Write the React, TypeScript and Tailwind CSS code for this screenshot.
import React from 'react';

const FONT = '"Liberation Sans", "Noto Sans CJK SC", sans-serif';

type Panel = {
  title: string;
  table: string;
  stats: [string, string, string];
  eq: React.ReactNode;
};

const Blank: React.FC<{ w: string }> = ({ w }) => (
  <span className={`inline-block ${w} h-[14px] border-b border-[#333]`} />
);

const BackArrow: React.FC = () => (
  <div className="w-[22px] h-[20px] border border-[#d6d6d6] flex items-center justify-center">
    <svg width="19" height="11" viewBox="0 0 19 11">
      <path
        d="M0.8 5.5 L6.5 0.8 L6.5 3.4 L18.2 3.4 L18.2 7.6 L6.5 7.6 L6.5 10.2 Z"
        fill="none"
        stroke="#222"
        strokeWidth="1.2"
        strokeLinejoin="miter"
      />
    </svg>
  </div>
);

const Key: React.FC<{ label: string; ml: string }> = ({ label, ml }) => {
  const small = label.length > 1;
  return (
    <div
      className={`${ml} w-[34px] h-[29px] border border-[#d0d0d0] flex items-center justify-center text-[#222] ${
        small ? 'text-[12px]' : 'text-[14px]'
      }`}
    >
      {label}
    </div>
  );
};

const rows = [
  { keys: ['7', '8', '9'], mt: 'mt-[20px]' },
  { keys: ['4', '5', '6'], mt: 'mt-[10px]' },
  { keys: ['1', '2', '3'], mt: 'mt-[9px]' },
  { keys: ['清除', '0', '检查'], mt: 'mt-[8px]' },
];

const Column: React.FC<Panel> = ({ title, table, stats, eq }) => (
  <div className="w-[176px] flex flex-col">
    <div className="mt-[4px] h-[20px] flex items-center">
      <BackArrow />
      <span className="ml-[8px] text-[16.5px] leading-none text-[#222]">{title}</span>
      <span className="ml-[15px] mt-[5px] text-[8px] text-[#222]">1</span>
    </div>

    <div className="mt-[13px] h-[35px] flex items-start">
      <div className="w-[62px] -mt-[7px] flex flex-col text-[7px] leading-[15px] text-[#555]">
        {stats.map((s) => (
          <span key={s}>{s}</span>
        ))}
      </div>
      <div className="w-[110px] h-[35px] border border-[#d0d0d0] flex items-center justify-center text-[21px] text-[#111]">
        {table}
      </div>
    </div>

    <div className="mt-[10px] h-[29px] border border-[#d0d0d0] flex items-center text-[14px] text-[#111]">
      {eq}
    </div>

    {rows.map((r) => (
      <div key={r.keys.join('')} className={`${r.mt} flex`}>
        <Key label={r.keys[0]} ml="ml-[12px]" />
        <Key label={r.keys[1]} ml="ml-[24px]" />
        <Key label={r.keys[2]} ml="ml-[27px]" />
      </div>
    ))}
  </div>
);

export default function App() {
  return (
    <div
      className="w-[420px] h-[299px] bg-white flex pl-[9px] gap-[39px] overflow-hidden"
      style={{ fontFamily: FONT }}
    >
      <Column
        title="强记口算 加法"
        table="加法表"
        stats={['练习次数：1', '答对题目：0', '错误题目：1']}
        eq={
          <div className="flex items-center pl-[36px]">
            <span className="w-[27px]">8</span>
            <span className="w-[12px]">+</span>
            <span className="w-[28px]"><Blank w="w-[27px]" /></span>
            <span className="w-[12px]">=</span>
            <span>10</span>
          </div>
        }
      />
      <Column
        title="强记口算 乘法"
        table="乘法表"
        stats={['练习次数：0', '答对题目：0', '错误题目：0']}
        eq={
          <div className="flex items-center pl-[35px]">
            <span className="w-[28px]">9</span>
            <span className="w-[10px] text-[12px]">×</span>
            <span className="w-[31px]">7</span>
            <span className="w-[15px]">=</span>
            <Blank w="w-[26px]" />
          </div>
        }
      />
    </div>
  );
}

==

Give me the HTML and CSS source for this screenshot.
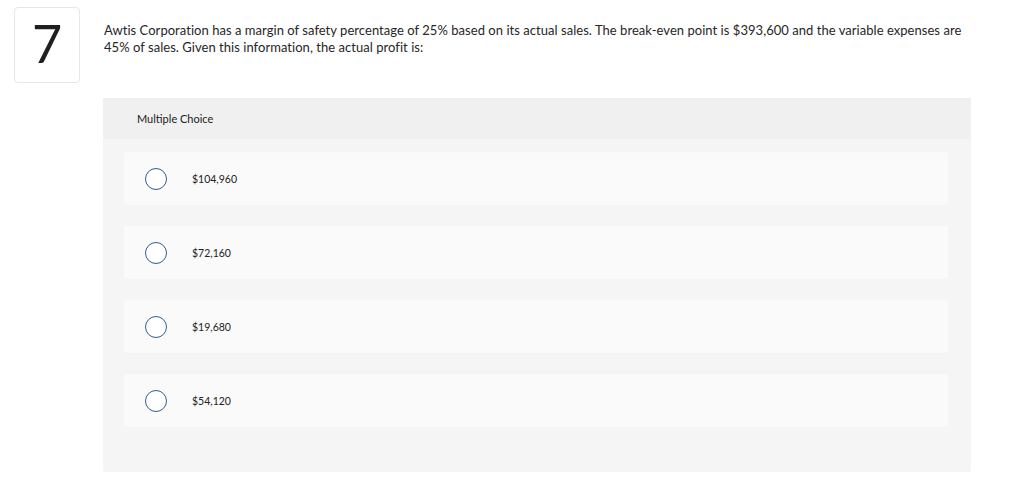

→ EXERCISE
List all lines from the entries that include the word "React".

→ TASK RESULT
Write the React, TypeScript and Tailwind CSS code for this screenshot.
import React from 'react';
  eq: React.ReactNode;
const Blank: React.FC<{ w: string }> = ({ w }) => (
const BackArrow: React.FC = () => (
const Key: React.FC<{ label: string; ml: string }> = ({ label, ml }) => {
const Column: React.FC<Panel> = ({ title, table, stats, eq }) => (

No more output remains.